ヤクザ社会の営みとして揉め事は必ず起こる。しかしこれらを上部団体が素早く処理してきた。身内でトラブルを起こさないようにというのが本家からの方針ではあるが、現場の実務としては、起こるものは仕方ないにせよ素早く終わらせるという統制もあった。

今回の離脱団体らに対しては山口組から「処分」が出される。
これは30年前の一和会の時と非常によく似ている。当時もそれぞれの組織の執行部が分裂を理由に全面抗争を指揮した形跡はない。最初に山口組と一和会の間で事件が表沙汰になったのは、和歌山県串本町での殺人だが、これは個人的な金銭がらみだった。その後地方の系列同士の衝突が頻発しエスカレートしていった果てに、山口組の四代目組長竹中正久というトップの暗殺に至った。

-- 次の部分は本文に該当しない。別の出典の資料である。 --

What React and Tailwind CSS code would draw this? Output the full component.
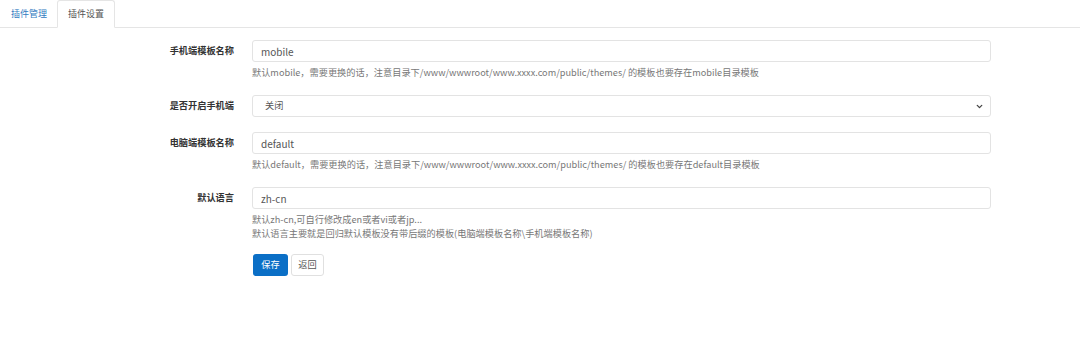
import { ChevronDown } from "lucide-react"

const FONT = { fontFamily: '"Noto Sans CJK SC", "Open Sans", sans-serif' }

function Field({ label, children, help = [], className = "" }) {
  return (
    <div className={`flex ${className}`}>
      <div className="w-[252px] pr-[18px] h-[22px] flex items-center justify-end text-[9.2px] font-bold text-[#333]">
        {label}
      </div>
      <div className="w-[739px]">
        {children}
        {help.length > 0 && (
          <div className="mt-[3px] text-[9.2px] leading-[14px] text-[#777]">
            {help.map((h) => <div key={h}>{h}</div>)}
          </div>
        )}
      </div>
    </div>
  )
}

function TextInput({ value }) {
  return (
    <input
      defaultValue={value}
      className="block w-full h-[22px] px-[8px] text-[10px] text-[#555] bg-white border border-[#e3e3e3] rounded-[3px] outline-none"
      style={FONT}
    />
  )
}

export default function App() {
  return (
    <div className="w-[1080px] h-[347px] bg-white" style={FONT}>
      {/* tabs */}
      <div className="flex h-[28px] border-b border-[#e5e5e5] pl-[1px] items-end">
        <div className="h-[27px] px-[10px] flex items-center text-[9px] text-[#2f7bbf]">插件管理</div>
        <div className="h-[28px] px-[10px] flex items-center text-[9px] text-[#555] bg-white border border-[#e5e5e5] border-b-white rounded-t-[3px] -mb-px">插件设置</div>
      </div>

      <div className="pt-[12px]">
        <Field
          label="手机端模板名称"
          help={["默认mobile，需要更换的话，注意目录下/www/wwwroot/www.xxxx.com/public/themes/ 的模板也要存在mobile目录模板"]}
        >
          <TextInput value="mobile" />
        </Field>

        <Field label="是否开启手机端" className="mt-[16px]">
          <div className="relative h-[22px] w-full border border-[#e3e3e3] rounded-[3px] flex items-center px-[12px] text-[9.2px] text-[#555]">
            关闭
            <ChevronDown className="absolute right-[6px] top-[6px] w-[9px] h-[9px] text-[#444]" strokeWidth={3.5} />
          </div>
        </Field>

        <Field
          label="电脑端模板名称"
          className="mt-[15px]"
          help={["默认default，需要更换的话，注意目录下/www/wwwroot/www.xxxx.com/public/themes/ 的模板也要存在default目录模板"]}
        >
          <TextInput value="default" />
        </Field>

        <Field
          label="默认语言"
          className="mt-[16px]"
          help={["默认zh-cn,可自行修改成en或者vi或者jp...", "默认语言主要就是回归默认模板没有带后缀的模板(电脑端模板名称\\手机端模板名称)"]}
        >
          <TextInput value="zh-cn" />
        </Field>

        <div className="flex mt-[14px] pl-[253px] gap-[3px]">
          <button className="h-[22px] w-[35px] rounded-[3px] bg-[#0b6fc6] text-white text-[9.2px]">保存</button>
          <button className="h-[22px] w-[33px] rounded-[3px] bg-white border border-[#e0e0e0] text-[#555] text-[9.2px]">返回</button>
        </div>
      </div>
    </div>
  )
}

つまり上部団体同士に交流がなければ、行くところまで行く可能性を秘めている。逆に何らかの交流があれば、たとえ末端の組員が命を奪い合っても、代紋違いでも大きな抗争には発展しない。実際山口組と稲川会の間で全面衝突はしない。

しかし今回のケースでは末端同士の衝突が簡単にエスカレートする条件が揃っているように思う。現実問題として末端同士の衝突が避けられない以上、大きな事件に発展する事も避けられないだろう。
ヤクザ個人の思考もそれぞれで、出来るだけ抗争を避け効率のいい収益の確保に精を出す者もいるが、組や自分の面子のためあっさりと自分を投げ打つ者もいる。行きがかり上反射的に引き金を引く者もいる。一般社会の合理的価値観だけで今後を予想する事は出来ない。

当事者らも抗争は望んではいないと思う。しかし相当な覚悟で脱退したはずだ。理性的に損得勘定や身の安全を考えれば、脱退せずに山口組に残留していたはずだ。そう考えると脱退自体がなかったはずである。